* BEGIN *

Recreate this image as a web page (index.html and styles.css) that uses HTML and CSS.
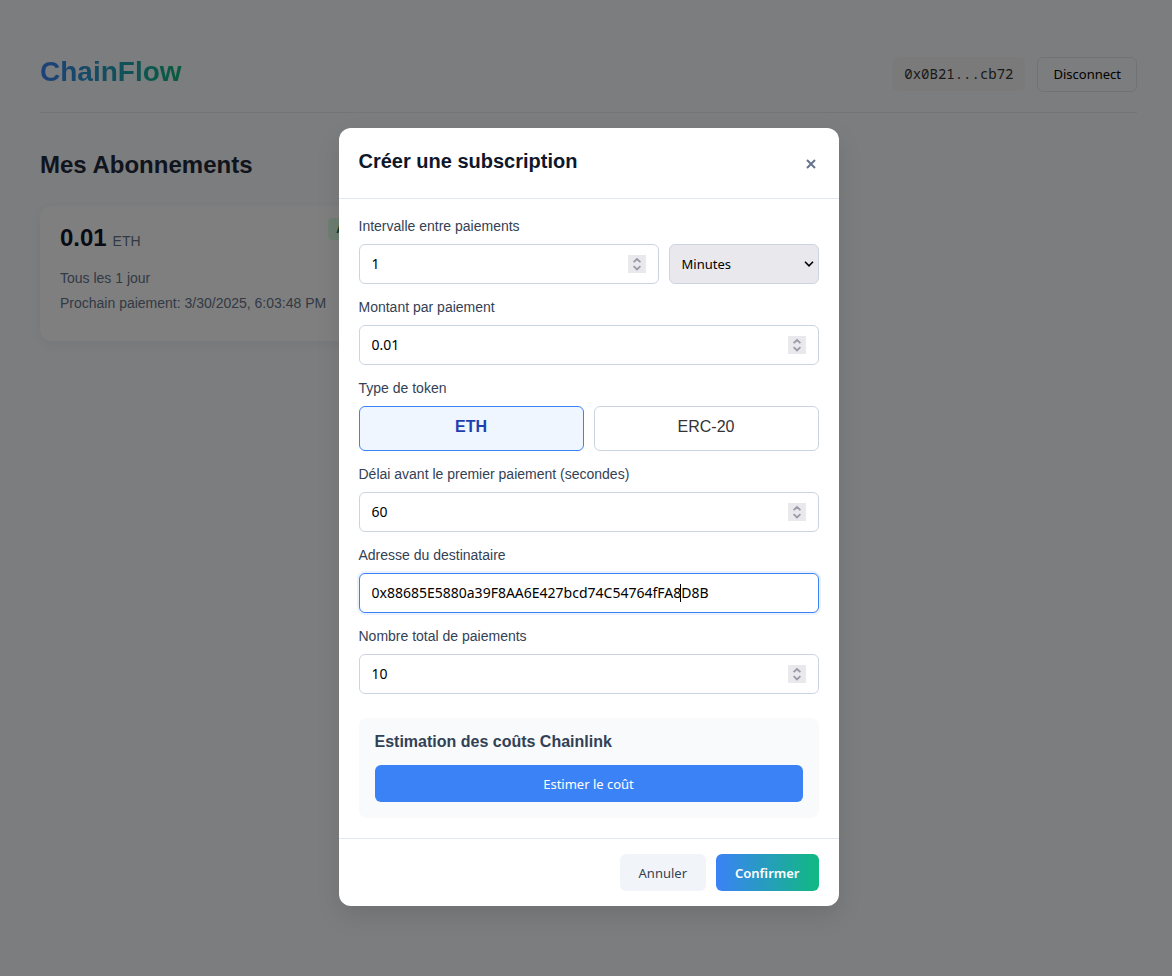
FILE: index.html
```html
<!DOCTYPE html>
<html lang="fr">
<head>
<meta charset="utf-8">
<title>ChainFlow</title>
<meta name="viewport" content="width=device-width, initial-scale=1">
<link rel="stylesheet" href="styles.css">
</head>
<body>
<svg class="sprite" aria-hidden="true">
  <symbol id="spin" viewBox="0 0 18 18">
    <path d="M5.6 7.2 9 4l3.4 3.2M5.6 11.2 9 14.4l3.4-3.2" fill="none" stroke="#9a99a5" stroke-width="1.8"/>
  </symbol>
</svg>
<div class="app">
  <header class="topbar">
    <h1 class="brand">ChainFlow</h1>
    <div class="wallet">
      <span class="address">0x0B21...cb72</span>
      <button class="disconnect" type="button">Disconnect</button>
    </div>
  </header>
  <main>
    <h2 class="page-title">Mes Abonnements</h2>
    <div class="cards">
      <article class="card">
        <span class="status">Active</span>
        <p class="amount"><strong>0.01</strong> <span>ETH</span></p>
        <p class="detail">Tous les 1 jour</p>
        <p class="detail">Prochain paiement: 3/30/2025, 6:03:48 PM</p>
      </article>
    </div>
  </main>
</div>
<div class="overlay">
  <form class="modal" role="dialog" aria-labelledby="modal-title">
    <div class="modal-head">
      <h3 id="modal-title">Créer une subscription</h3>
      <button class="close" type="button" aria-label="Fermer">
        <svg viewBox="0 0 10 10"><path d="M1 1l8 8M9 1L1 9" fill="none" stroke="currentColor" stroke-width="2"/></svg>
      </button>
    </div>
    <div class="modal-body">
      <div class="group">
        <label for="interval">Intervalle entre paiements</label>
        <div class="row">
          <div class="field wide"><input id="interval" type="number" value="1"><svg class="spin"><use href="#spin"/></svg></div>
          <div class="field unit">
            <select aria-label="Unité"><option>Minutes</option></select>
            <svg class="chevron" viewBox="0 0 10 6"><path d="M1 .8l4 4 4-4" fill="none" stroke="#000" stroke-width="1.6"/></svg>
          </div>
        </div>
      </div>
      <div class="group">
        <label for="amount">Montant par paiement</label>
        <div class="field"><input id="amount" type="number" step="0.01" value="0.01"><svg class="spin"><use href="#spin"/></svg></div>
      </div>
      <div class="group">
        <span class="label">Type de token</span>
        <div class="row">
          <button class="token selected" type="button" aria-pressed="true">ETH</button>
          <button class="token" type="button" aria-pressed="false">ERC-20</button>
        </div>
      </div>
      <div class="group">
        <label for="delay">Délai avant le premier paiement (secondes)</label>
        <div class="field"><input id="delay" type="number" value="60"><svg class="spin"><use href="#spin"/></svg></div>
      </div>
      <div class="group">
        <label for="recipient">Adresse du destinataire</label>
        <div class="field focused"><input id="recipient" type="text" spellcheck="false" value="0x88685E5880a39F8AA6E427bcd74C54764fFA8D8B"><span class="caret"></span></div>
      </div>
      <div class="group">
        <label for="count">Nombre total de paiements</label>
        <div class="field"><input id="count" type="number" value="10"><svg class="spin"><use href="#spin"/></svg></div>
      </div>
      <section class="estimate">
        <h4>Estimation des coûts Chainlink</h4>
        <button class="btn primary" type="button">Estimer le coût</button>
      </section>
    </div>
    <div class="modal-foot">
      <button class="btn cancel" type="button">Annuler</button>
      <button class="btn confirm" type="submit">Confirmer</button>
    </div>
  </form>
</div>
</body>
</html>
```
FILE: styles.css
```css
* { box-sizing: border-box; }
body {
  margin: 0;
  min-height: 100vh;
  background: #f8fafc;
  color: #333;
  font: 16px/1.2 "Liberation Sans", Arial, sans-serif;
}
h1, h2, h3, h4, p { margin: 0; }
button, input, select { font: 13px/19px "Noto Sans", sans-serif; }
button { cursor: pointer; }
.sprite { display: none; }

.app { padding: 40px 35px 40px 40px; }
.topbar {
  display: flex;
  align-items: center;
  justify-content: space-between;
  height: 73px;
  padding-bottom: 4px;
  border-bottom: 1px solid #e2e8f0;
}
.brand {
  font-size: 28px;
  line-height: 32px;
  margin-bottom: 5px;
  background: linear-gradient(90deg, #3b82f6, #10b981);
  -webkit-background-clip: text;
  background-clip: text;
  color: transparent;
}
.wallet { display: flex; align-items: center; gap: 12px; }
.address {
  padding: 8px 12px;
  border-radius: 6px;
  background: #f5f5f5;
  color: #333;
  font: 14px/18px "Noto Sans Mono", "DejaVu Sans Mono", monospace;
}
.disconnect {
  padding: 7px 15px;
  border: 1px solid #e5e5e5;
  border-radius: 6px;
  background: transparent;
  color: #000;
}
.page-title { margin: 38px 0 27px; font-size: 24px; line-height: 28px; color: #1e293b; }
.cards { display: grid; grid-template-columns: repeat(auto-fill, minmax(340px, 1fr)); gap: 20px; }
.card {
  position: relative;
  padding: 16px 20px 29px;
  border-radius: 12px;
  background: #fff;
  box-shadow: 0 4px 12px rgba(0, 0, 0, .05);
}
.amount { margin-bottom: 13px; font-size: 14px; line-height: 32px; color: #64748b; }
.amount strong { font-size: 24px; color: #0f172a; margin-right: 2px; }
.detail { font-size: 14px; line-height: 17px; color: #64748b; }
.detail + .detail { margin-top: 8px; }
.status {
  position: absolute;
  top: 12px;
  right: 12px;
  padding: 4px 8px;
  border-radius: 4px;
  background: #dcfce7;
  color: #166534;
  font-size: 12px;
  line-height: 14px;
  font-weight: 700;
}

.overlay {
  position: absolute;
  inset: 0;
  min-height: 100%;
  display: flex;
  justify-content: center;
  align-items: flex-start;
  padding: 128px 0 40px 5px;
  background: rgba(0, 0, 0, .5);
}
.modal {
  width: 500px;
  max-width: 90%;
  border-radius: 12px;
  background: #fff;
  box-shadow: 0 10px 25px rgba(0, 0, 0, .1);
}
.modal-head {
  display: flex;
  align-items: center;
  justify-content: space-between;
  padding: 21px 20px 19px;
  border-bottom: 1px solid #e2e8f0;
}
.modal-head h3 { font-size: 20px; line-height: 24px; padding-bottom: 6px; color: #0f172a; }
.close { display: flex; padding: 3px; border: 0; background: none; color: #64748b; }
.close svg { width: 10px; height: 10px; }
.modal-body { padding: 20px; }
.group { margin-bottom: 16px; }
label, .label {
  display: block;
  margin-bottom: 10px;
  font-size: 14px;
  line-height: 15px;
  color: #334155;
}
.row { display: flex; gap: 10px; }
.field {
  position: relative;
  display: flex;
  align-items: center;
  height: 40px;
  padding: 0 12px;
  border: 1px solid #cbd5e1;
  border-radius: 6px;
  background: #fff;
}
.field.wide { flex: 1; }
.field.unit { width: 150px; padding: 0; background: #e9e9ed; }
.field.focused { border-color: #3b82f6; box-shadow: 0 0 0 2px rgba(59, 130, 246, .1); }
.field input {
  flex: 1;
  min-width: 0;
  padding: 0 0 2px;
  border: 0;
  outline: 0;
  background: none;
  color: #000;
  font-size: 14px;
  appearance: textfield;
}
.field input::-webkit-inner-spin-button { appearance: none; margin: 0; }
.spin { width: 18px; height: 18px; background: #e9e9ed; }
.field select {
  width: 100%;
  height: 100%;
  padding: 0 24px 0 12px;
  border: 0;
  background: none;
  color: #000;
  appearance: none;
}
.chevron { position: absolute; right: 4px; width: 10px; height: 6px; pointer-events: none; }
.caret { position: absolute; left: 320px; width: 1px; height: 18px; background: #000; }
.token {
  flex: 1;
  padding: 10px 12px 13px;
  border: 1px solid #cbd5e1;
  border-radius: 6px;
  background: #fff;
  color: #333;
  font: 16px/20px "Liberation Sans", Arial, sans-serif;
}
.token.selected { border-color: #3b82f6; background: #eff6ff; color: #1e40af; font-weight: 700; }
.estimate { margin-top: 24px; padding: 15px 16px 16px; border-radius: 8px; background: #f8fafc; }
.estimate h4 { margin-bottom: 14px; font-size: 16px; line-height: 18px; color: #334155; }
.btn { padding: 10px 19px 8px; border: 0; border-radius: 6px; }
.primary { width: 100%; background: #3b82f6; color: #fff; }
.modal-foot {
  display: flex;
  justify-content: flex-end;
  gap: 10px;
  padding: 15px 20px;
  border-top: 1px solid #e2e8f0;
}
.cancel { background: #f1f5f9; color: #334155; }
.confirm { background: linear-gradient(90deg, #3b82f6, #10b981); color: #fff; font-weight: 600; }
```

* END *
* BEGIN *

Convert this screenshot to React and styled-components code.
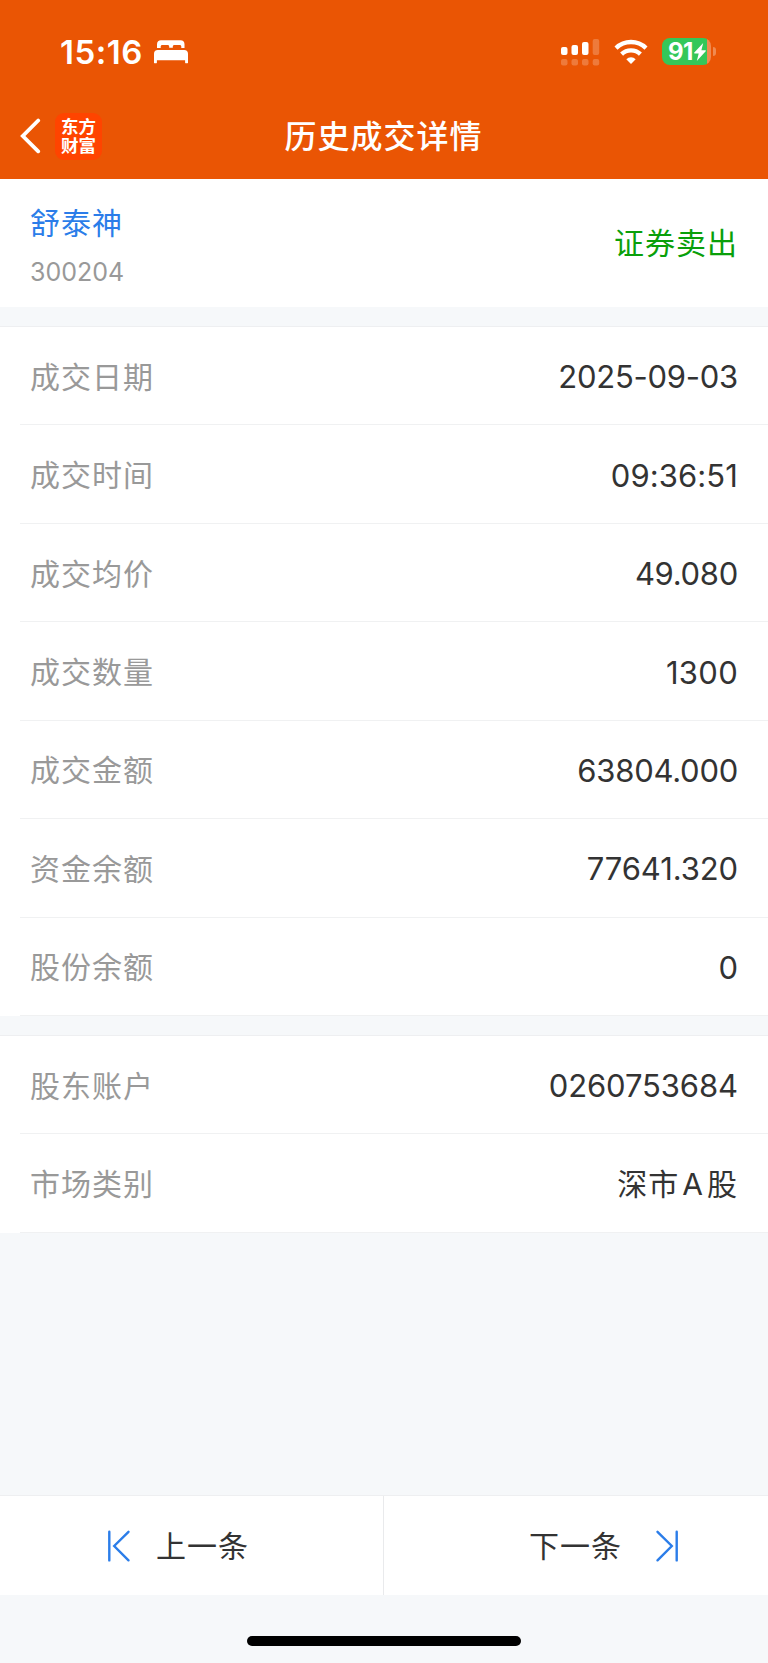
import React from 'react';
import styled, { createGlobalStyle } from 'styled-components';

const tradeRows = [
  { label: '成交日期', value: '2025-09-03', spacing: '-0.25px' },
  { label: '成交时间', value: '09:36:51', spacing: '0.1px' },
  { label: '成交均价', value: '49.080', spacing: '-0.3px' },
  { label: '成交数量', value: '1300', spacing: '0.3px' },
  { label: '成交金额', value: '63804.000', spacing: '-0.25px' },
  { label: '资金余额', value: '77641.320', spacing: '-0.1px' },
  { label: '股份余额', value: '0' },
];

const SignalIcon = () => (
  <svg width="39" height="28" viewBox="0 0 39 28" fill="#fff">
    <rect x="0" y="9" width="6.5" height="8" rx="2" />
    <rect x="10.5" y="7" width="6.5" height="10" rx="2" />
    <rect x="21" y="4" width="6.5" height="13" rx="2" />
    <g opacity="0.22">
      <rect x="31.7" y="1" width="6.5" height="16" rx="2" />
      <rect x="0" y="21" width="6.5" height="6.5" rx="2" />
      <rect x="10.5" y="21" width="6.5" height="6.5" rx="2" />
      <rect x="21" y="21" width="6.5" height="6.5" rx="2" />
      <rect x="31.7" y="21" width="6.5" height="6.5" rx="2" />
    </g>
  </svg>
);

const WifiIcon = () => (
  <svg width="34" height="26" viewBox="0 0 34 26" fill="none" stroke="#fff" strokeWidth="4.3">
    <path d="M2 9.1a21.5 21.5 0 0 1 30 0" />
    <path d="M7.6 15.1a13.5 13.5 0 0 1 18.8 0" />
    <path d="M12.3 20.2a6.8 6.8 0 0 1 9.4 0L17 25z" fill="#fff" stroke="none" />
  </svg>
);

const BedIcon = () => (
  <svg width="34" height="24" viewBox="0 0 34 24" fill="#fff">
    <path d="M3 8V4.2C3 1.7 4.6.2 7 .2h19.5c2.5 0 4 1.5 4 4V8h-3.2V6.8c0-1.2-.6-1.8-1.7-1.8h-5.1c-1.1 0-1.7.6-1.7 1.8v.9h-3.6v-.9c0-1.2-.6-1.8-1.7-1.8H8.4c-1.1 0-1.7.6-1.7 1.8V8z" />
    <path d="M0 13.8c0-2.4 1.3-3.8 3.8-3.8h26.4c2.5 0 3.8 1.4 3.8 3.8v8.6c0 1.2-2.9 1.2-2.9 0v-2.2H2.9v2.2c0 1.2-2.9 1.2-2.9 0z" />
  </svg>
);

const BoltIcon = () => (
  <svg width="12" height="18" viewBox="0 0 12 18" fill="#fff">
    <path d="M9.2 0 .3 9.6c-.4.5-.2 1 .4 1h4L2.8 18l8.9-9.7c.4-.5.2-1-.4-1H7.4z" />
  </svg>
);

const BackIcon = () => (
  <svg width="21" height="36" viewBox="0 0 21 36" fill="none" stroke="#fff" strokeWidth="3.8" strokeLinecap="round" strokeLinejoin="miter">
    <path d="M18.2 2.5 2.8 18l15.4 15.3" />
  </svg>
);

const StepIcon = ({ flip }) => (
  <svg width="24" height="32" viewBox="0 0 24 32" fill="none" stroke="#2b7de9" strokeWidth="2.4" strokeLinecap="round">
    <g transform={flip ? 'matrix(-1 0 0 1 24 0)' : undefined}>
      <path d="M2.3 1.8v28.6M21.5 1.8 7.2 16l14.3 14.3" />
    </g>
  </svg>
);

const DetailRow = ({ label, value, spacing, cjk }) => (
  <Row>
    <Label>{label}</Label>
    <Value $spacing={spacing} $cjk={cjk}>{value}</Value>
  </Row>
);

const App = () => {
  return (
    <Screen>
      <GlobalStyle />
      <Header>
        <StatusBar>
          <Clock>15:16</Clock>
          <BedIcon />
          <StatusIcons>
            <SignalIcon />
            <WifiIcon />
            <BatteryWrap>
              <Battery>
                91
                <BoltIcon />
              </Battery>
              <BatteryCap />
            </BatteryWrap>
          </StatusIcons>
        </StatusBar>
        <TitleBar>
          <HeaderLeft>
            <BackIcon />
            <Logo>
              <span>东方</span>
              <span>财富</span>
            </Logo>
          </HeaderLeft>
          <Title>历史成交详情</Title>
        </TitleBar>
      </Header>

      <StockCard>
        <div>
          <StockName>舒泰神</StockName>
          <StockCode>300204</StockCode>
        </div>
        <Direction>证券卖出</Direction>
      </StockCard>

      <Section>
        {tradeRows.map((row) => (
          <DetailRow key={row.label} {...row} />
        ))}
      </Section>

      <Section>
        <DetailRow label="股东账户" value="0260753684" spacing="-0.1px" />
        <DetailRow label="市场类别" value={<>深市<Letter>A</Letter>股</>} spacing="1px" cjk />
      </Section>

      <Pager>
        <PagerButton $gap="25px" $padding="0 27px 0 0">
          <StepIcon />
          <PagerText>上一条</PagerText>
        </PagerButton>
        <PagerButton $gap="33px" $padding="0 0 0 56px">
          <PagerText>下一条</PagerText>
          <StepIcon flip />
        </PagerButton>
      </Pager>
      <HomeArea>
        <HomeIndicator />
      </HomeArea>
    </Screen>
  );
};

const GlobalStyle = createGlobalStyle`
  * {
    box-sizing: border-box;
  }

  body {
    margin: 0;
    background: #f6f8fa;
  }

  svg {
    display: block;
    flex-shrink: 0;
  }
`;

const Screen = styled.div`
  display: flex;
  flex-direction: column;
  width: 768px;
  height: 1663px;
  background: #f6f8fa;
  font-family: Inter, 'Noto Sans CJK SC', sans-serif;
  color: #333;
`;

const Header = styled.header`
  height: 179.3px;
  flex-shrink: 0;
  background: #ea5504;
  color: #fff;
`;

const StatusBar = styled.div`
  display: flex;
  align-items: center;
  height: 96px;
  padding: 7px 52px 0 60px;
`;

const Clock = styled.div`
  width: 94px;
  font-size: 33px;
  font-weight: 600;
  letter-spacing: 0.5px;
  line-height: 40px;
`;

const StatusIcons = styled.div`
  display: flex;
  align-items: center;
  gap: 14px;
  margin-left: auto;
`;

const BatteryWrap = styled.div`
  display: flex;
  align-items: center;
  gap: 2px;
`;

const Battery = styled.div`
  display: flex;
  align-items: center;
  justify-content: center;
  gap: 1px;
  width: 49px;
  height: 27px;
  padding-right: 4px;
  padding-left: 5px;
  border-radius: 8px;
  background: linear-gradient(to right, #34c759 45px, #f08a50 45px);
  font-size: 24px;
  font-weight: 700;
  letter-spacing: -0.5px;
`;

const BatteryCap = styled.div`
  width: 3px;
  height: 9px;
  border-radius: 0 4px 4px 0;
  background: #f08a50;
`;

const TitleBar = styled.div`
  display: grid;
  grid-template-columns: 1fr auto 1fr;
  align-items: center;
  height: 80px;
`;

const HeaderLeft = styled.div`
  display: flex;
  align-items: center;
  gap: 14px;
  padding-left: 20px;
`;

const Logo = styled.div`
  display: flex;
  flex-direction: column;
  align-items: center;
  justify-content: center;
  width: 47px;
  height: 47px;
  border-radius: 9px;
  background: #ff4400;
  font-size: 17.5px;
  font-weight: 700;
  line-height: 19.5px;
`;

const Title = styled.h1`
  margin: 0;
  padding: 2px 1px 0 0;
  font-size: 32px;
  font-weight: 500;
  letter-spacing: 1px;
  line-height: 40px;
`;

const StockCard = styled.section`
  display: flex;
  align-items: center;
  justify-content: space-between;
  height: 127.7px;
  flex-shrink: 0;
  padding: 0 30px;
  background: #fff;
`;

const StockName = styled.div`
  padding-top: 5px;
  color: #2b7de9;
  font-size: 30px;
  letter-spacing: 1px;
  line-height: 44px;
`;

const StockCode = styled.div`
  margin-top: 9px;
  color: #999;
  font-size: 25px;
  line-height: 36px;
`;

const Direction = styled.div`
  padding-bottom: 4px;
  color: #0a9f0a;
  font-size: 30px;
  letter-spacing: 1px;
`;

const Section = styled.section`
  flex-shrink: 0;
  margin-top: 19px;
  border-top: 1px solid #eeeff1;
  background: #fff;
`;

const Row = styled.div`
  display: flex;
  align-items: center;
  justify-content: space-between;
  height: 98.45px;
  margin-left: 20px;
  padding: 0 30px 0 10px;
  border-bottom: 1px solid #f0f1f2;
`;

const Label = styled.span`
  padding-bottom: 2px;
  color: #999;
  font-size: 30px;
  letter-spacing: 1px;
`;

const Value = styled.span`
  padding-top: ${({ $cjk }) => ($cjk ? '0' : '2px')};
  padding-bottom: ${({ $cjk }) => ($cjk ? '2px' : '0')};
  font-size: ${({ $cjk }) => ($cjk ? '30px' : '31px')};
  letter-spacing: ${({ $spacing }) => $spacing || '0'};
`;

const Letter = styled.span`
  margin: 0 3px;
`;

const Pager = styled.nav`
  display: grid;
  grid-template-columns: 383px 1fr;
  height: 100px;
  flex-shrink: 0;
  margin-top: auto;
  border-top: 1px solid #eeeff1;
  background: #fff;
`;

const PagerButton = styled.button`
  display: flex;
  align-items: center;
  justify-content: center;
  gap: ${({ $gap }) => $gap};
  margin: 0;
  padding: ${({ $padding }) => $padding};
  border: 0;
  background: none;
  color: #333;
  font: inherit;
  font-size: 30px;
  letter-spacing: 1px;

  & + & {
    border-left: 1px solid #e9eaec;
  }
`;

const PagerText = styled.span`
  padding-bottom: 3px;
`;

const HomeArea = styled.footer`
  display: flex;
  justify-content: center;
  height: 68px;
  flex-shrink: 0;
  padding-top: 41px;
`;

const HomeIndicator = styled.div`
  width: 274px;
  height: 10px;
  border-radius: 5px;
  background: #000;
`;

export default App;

* END *

**Task details**
From the listing above, collect each line in which the string "components" appears.

**Solution for this exercise**
Convert this screenshot to React and styled-components code.
import styled, { createGlobalStyle } from 'styled-components';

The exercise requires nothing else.